> Instructions to follow
Search the data below for the string "this". Extract every line that contains it.

Start Supplied material

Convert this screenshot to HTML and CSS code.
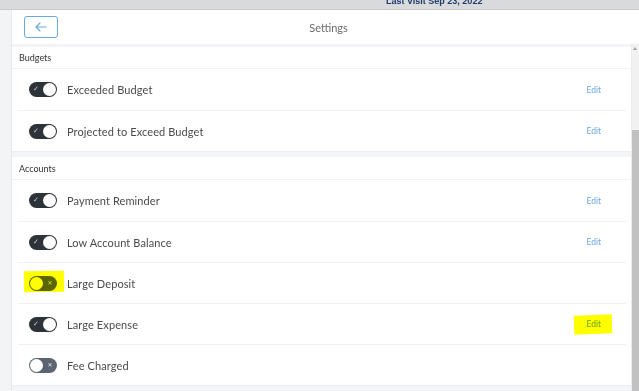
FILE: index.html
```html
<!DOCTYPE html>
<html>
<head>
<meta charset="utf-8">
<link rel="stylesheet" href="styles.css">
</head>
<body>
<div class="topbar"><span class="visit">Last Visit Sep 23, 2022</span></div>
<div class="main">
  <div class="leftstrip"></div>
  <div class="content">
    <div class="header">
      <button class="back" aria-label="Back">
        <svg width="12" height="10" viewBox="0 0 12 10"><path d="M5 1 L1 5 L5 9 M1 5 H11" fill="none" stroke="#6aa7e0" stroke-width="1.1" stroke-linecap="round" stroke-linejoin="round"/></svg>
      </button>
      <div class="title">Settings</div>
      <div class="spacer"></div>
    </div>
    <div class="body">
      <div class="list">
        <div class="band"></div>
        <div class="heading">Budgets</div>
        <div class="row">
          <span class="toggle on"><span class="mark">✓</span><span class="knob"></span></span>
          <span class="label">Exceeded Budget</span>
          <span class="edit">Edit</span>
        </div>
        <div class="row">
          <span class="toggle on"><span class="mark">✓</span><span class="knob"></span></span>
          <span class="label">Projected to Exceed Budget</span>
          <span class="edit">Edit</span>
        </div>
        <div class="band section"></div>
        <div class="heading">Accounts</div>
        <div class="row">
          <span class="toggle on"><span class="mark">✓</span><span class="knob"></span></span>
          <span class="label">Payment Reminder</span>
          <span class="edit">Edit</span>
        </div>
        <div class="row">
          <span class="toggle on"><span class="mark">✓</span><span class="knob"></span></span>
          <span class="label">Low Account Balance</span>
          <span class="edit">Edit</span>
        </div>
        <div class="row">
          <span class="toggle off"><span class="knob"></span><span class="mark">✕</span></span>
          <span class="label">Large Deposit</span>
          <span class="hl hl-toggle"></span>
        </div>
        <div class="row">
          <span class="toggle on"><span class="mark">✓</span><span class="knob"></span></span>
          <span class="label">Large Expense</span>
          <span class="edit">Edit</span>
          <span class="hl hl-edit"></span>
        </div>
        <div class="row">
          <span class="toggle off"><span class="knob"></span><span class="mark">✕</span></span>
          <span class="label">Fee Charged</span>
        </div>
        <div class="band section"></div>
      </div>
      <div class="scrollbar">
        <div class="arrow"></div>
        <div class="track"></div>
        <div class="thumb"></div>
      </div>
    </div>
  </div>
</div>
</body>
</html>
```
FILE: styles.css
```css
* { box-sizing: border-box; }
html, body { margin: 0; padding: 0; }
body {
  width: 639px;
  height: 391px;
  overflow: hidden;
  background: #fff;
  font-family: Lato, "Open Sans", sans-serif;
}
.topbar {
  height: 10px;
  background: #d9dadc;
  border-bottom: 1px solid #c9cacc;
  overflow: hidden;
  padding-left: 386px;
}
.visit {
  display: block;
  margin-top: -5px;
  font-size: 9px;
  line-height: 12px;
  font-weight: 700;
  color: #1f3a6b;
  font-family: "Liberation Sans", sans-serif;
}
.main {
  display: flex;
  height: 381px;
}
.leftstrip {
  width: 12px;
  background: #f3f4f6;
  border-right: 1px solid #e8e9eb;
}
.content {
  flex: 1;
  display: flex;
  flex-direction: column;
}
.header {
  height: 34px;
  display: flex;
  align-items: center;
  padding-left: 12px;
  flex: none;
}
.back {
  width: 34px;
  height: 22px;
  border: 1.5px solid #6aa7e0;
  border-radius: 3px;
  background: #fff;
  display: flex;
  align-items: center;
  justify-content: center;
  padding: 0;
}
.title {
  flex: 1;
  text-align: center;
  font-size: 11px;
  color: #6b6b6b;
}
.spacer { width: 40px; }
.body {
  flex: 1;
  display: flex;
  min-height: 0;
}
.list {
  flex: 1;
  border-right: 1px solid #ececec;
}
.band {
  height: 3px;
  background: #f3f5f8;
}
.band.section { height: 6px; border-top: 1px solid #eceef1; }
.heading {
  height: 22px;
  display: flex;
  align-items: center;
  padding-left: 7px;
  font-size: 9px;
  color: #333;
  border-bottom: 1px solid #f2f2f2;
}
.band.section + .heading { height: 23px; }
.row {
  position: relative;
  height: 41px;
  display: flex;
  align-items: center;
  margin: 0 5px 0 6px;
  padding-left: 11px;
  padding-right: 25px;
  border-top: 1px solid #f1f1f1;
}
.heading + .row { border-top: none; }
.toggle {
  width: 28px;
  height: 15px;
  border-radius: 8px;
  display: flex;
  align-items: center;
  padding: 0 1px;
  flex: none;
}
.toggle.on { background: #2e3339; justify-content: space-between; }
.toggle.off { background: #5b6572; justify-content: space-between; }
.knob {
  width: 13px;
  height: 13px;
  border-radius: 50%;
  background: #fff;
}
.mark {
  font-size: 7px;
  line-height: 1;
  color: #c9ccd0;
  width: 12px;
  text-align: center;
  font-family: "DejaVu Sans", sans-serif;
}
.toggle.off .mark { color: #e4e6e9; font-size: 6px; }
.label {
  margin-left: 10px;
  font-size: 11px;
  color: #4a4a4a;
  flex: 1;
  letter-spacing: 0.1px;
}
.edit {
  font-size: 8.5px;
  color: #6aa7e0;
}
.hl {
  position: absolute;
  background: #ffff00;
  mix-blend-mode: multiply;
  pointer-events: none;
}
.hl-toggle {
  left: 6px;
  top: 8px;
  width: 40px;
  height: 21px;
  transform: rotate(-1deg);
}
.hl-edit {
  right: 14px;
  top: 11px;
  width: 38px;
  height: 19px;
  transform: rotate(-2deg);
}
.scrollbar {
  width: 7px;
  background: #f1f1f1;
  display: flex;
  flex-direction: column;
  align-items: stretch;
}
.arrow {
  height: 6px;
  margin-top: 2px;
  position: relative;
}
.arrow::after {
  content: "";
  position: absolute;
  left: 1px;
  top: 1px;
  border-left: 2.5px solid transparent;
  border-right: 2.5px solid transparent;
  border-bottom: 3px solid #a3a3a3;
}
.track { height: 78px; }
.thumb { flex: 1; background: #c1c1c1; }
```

End Supplied material
Start Supplied material

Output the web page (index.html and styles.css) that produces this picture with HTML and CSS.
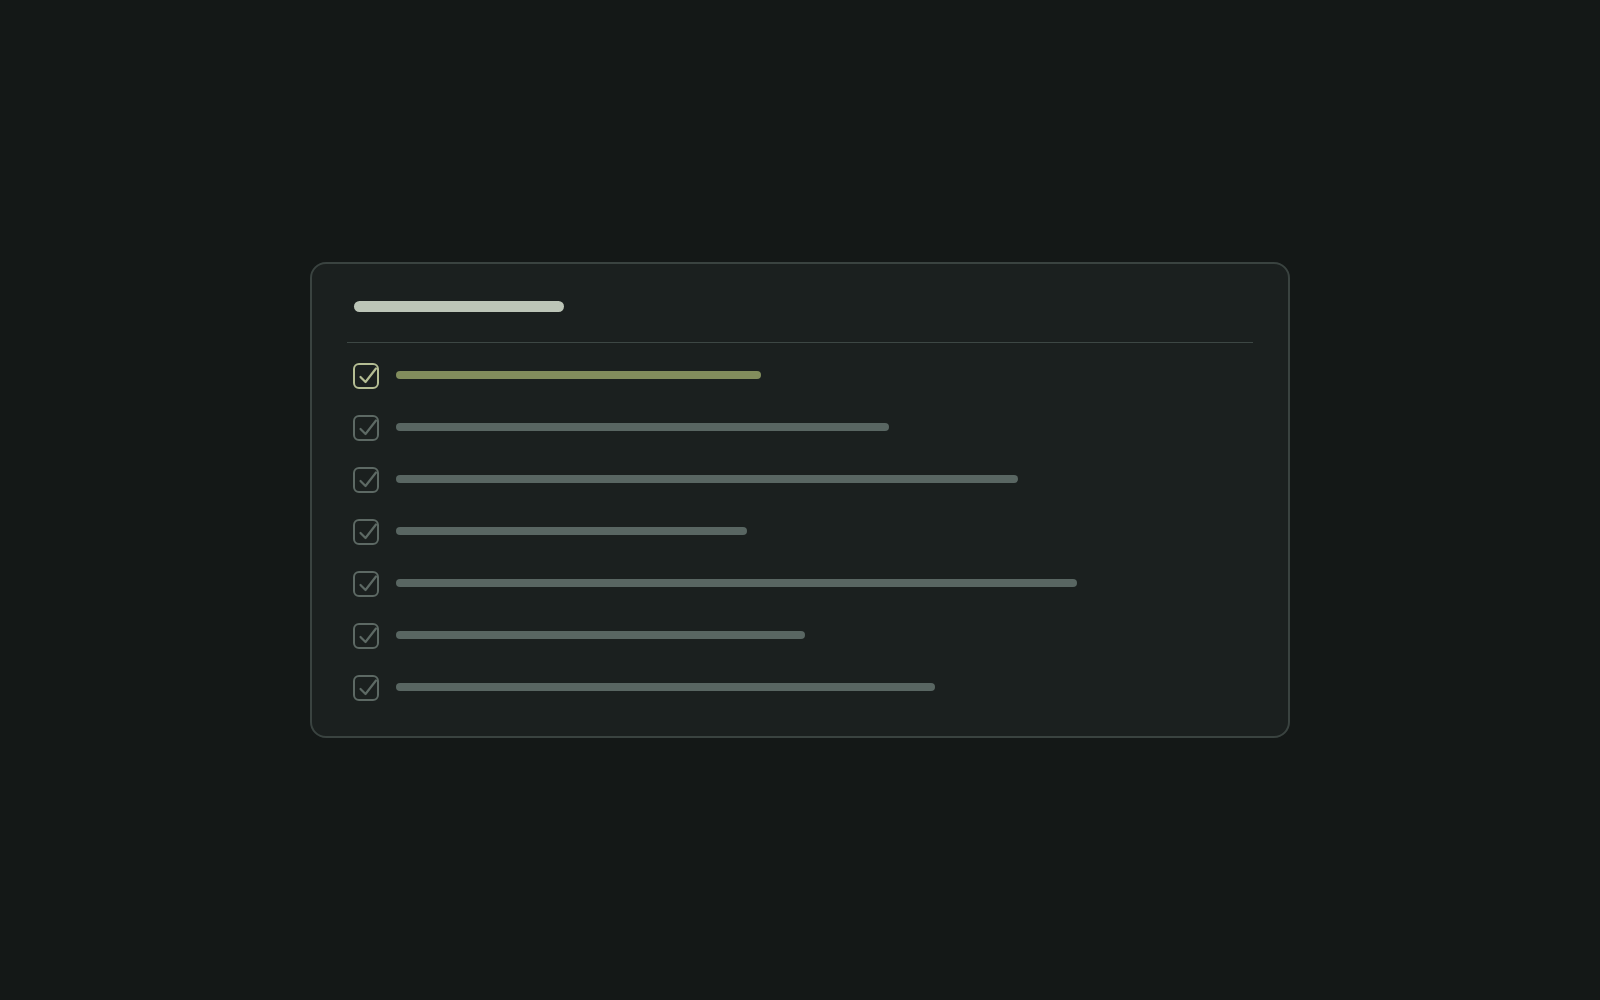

End Supplied material
Start Supplied material

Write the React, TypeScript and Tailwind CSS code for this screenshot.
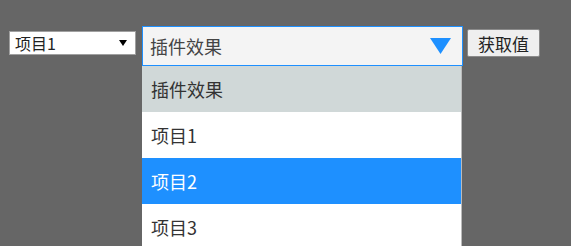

End Supplied material

> Answer to the task
Convert this screenshot to HTML and CSS code.
Output the web page (index.html and styles.css) that produces this picture with HTML and CSS.
Write the React, TypeScript and Tailwind CSS code for this screenshot.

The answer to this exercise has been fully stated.